_PROBLEM DESCRIPTION_:
Copy out the whole listing exactly as written, leaving the pictures behind.

** start of GIVEN INFORMATION **

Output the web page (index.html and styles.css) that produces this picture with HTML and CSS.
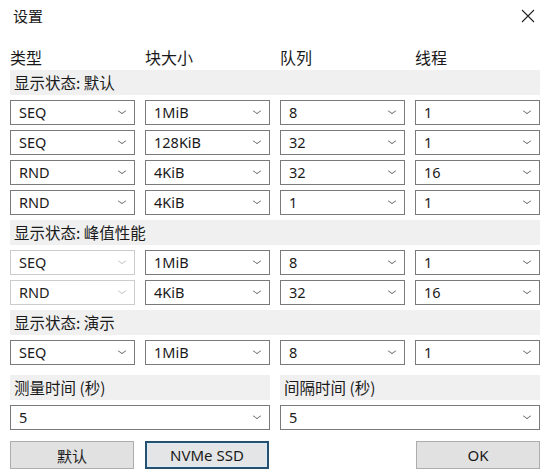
FILE: index.html
```html
<!DOCTYPE html>
<html lang="zh">
<head>
<meta charset="utf-8">
<title>设置</title>
<link rel="stylesheet" href="styles.css">
</head>
<body>
<div class="dialog">
  <div class="titlebar">
    <span class="title">设置</span>
    <svg class="close" width="14" height="14" viewBox="0 0 14 14"><path d="M1 1L13 13M13 1L1 13" stroke="#222" stroke-width="1.1" fill="none"/></svg>
  </div>
  <div class="grid heads">
    <div>类型</div><div>块大小</div><div>队列</div><div>线程</div>
  </div>

  <div class="band">显示状态: 默认</div>
  <div class="grid row">
    <div class="sel"><span>SEQ</span><i class="chev"></i></div>
    <div class="sel"><span>1MiB</span><i class="chev"></i></div>
    <div class="sel"><span>8</span><i class="chev"></i></div>
    <div class="sel"><span>1</span><i class="chev"></i></div>
  </div>
  <div class="grid row">
    <div class="sel"><span>SEQ</span><i class="chev"></i></div>
    <div class="sel"><span>128KiB</span><i class="chev"></i></div>
    <div class="sel"><span>32</span><i class="chev"></i></div>
    <div class="sel"><span>1</span><i class="chev"></i></div>
  </div>
  <div class="grid row">
    <div class="sel"><span>RND</span><i class="chev"></i></div>
    <div class="sel"><span>4KiB</span><i class="chev"></i></div>
    <div class="sel"><span>32</span><i class="chev"></i></div>
    <div class="sel"><span>16</span><i class="chev"></i></div>
  </div>
  <div class="grid row">
    <div class="sel"><span>RND</span><i class="chev"></i></div>
    <div class="sel"><span>4KiB</span><i class="chev"></i></div>
    <div class="sel"><span>1</span><i class="chev"></i></div>
    <div class="sel"><span>1</span><i class="chev"></i></div>
  </div>

  <div class="band">显示状态: 峰值性能</div>
  <div class="grid row">
    <div class="sel disabled"><span>SEQ</span><i class="chev"></i></div>
    <div class="sel"><span>1MiB</span><i class="chev"></i></div>
    <div class="sel"><span>8</span><i class="chev"></i></div>
    <div class="sel"><span>1</span><i class="chev"></i></div>
  </div>
  <div class="grid row">
    <div class="sel disabled"><span>RND</span><i class="chev"></i></div>
    <div class="sel"><span>4KiB</span><i class="chev"></i></div>
    <div class="sel"><span>32</span><i class="chev"></i></div>
    <div class="sel"><span>16</span><i class="chev"></i></div>
  </div>

  <div class="band">显示状态: 演示</div>
  <div class="grid row">
    <div class="sel"><span>SEQ</span><i class="chev"></i></div>
    <div class="sel"><span>1MiB</span><i class="chev"></i></div>
    <div class="sel"><span>8</span><i class="chev"></i></div>
    <div class="sel"><span>1</span><i class="chev"></i></div>
  </div>

  <div class="halves">
    <div class="half">
      <div class="band">测量时间 (秒)</div>
      <div class="sel wide"><span>5</span><i class="chev"></i></div>
    </div>
    <div class="half">
      <div class="band">间隔时间 (秒)</div>
      <div class="sel wide"><span>5</span><i class="chev"></i></div>
    </div>
  </div>

  <div class="grid buttons">
    <div class="btn">默认</div>
    <div class="btn focused">NVMe SSD</div>
    <div></div>
    <div class="btn ok">OK</div>
  </div>
</div>
</body>
</html>
```

FILE: styles.css
```css
* { box-sizing: border-box; }
html, body {
  margin: 0;
  padding: 0;
  background: #ffffff;
}
body {
  font-family: "Noto Sans CJK SC", "Noto Sans", "Liberation Sans", sans-serif;
  font-size: 14.5px;
  color: #1a1a1a;
}
.dialog {
  width: 546px;
  height: 474px;
  padding: 0 6px 0 10px;
}
.titlebar {
  height: 47px;
  padding-top: 6px;
  display: flex;
  justify-content: space-between;
  align-items: flex-start;
  line-height: 20px;
  font-size: 15px;
}
.title {
  margin-left: 3px;
}
.close {
  margin-top: 3px;
  margin-right: 5px;
}
.grid {
  display: grid;
  grid-template-columns: repeat(4, 125px);
  column-gap: 10px;
}
.heads {
  height: 20px;
  line-height: 20px;
  margin-bottom: 3px;
  font-size: 16px;
}
.band {
  height: 25px;
  line-height: 25px;
  background: #f0f0f0;
  padding-left: 4px;
  font-size: 15.5px;
  margin-top: 5px;
}
.heads + .band { margin-top: 0; }
.row {
  margin-top: 5px;
}
.sel {
  height: 25px;
  border: 1px solid #7a7a7a;
  background: #fff;
  display: flex;
  align-items: center;
  justify-content: space-between;
  padding: 0 7px 0 8px;
  font-family: "Noto Sans", "Liberation Sans", sans-serif;
  font-size: 14.5px;
  line-height: 23px;
}
.sel.disabled {
  border-color: #cccccc;
}
.sel.disabled span { color: #222; }
.chev {
  display: block;
  width: 6px;
  height: 6px;
  border-right: 1px solid #6a6a6a;
  border-bottom: 1px solid #6a6a6a;
  transform: scaleY(0.7) rotate(45deg);
  margin-top: -4px;
  margin-right: 2px;
}
.sel.disabled .chev {
  border-color: #c4c4c4;
}
.halves {
  display: grid;
  grid-template-columns: 260px 260px;
  column-gap: 10px;
  margin-top: 5px;
}
.half .band { margin-top: 5px; }
.half .sel { margin-top: 5px; }
.buttons {
  margin-top: 11px;
}
.btn {
  width: 124px;
  height: 28px;
  background: #e1e1e1;
  border: 1px solid #adadad;
  display: flex;
  align-items: center;
  justify-content: center;
  font-size: 15px;
}
.btn.focused {
  border: 2px solid #25506e;
  box-shadow: inset 0 0 0 1px #d9ecf8;
  background: #e3e5e6;
  font-family: "Noto Sans", "Liberation Sans", sans-serif;
}
.btn.ok {
  margin-left: 1px;
  font-family: "Noto Sans", "Liberation Sans", sans-serif;
}
```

** end of GIVEN INFORMATION **

_WRITTEN SOLUTION_:
Output the web page (index.html and styles.css) that produces this picture with HTML and CSS.
FILE: index.html
```html
<!DOCTYPE html>
<html lang="zh">
<head>
<meta charset="utf-8">
<title>设置</title>
<link rel="stylesheet" href="styles.css">
</head>
<body>
<div class="dialog">
  <div class="titlebar">
    <span class="title">设置</span>
    <svg class="close" width="14" height="14" viewBox="0 0 14 14"><path d="M1 1L13 13M13 1L1 13" stroke="#222" stroke-width="1.1" fill="none"/></svg>
  </div>
  <div class="grid heads">
    <div>类型</div><div>块大小</div><div>队列</div><div>线程</div>
  </div>

  <div class="band">显示状态: 默认</div>
  <div class="grid row">
    <div class="sel"><span>SEQ</span><i class="chev"></i></div>
    <div class="sel"><span>1MiB</span><i class="chev"></i></div>
    <div class="sel"><span>8</span><i class="chev"></i></div>
    <div class="sel"><span>1</span><i class="chev"></i></div>
  </div>
  <div class="grid row">
    <div class="sel"><span>SEQ</span><i class="chev"></i></div>
    <div class="sel"><span>128KiB</span><i class="chev"></i></div>
    <div class="sel"><span>32</span><i class="chev"></i></div>
    <div class="sel"><span>1</span><i class="chev"></i></div>
  </div>
  <div class="grid row">
    <div class="sel"><span>RND</span><i class="chev"></i></div>
    <div class="sel"><span>4KiB</span><i class="chev"></i></div>
    <div class="sel"><span>32</span><i class="chev"></i></div>
    <div class="sel"><span>16</span><i class="chev"></i></div>
  </div>
  <div class="grid row">
    <div class="sel"><span>RND</span><i class="chev"></i></div>
    <div class="sel"><span>4KiB</span><i class="chev"></i></div>
    <div class="sel"><span>1</span><i class="chev"></i></div>
    <div class="sel"><span>1</span><i class="chev"></i></div>
  </div>

  <div class="band">显示状态: 峰值性能</div>
  <div class="grid row">
    <div class="sel disabled"><span>SEQ</span><i class="chev"></i></div>
    <div class="sel"><span>1MiB</span><i class="chev"></i></div>
    <div class="sel"><span>8</span><i class="chev"></i></div>
    <div class="sel"><span>1</span><i class="chev"></i></div>
  </div>
  <div class="grid row">
    <div class="sel disabled"><span>RND</span><i class="chev"></i></div>
    <div class="sel"><span>4KiB</span><i class="chev"></i></div>
    <div class="sel"><span>32</span><i class="chev"></i></div>
    <div class="sel"><span>16</span><i class="chev"></i></div>
  </div>

  <div class="band">显示状态: 演示</div>
  <div class="grid row">
    <div class="sel"><span>SEQ</span><i class="chev"></i></div>
    <div class="sel"><span>1MiB</span><i class="chev"></i></div>
    <div class="sel"><span>8</span><i class="chev"></i></div>
    <div class="sel"><span>1</span><i class="chev"></i></div>
  </div>

  <div class="halves">
    <div class="half">
      <div class="band">测量时间 (秒)</div>
      <div class="sel wide"><span>5</span><i class="chev"></i></div>
    </div>
    <div class="half">
      <div class="band">间隔时间 (秒)</div>
      <div class="sel wide"><span>5</span><i class="chev"></i></div>
    </div>
  </div>

  <div class="grid buttons">
    <div class="btn">默认</div>
    <div class="btn focused">NVMe SSD</div>
    <div></div>
    <div class="btn ok">OK</div>
  </div>
</div>
</body>
</html>
```

FILE: styles.css
```css
* { box-sizing: border-box; }
html, body {
  margin: 0;
  padding: 0;
  background: #ffffff;
}
body {
  font-family: "Noto Sans CJK SC", "Noto Sans", "Liberation Sans", sans-serif;
  font-size: 14.5px;
  color: #1a1a1a;
}
.dialog {
  width: 546px;
  height: 474px;
  padding: 0 6px 0 10px;
}
.titlebar {
  height: 47px;
  padding-top: 6px;
  display: flex;
  justify-content: space-between;
  align-items: flex-start;
  line-height: 20px;
  font-size: 15px;
}
.title {
  margin-left: 3px;
}
.close {
  margin-top: 3px;
  margin-right: 5px;
}
.grid {
  display: grid;
  grid-template-columns: repeat(4, 125px);
  column-gap: 10px;
}
.heads {
  height: 20px;
  line-height: 20px;
  margin-bottom: 3px;
  font-size: 16px;
}
.band {
  height: 25px;
  line-height: 25px;
  background: #f0f0f0;
  padding-left: 4px;
  font-size: 15.5px;
  margin-top: 5px;
}
.heads + .band { margin-top: 0; }
.row {
  margin-top: 5px;
}
.sel {
  height: 25px;
  border: 1px solid #7a7a7a;
  background: #fff;
  display: flex;
  align-items: center;
  justify-content: space-between;
  padding: 0 7px 0 8px;
  font-family: "Noto Sans", "Liberation Sans", sans-serif;
  font-size: 14.5px;
  line-height: 23px;
}
.sel.disabled {
  border-color: #cccccc;
}
.sel.disabled span { color: #222; }
.chev {
  display: block;
  width: 6px;
  height: 6px;
  border-right: 1px solid #6a6a6a;
  border-bottom: 1px solid #6a6a6a;
  transform: scaleY(0.7) rotate(45deg);
  margin-top: -4px;
  margin-right: 2px;
}
.sel.disabled .chev {
  border-color: #c4c4c4;
}
.halves {
  display: grid;
  grid-template-columns: 260px 260px;
  column-gap: 10px;
  margin-top: 5px;
}
.half .band { margin-top: 5px; }
.half .sel { margin-top: 5px; }
.buttons {
  margin-top: 11px;
}
.btn {
  width: 124px;
  height: 28px;
  background: #e1e1e1;
  border: 1px solid #adadad;
  display: flex;
  align-items: center;
  justify-content: center;
  font-size: 15px;
}
.btn.focused {
  border: 2px solid #25506e;
  box-shadow: inset 0 0 0 1px #d9ecf8;
  background: #e3e5e6;
  font-family: "Noto Sans", "Liberation Sans", sans-serif;
}
.btn.ok {
  margin-left: 1px;
  font-family: "Noto Sans", "Liberation Sans", sans-serif;
}
```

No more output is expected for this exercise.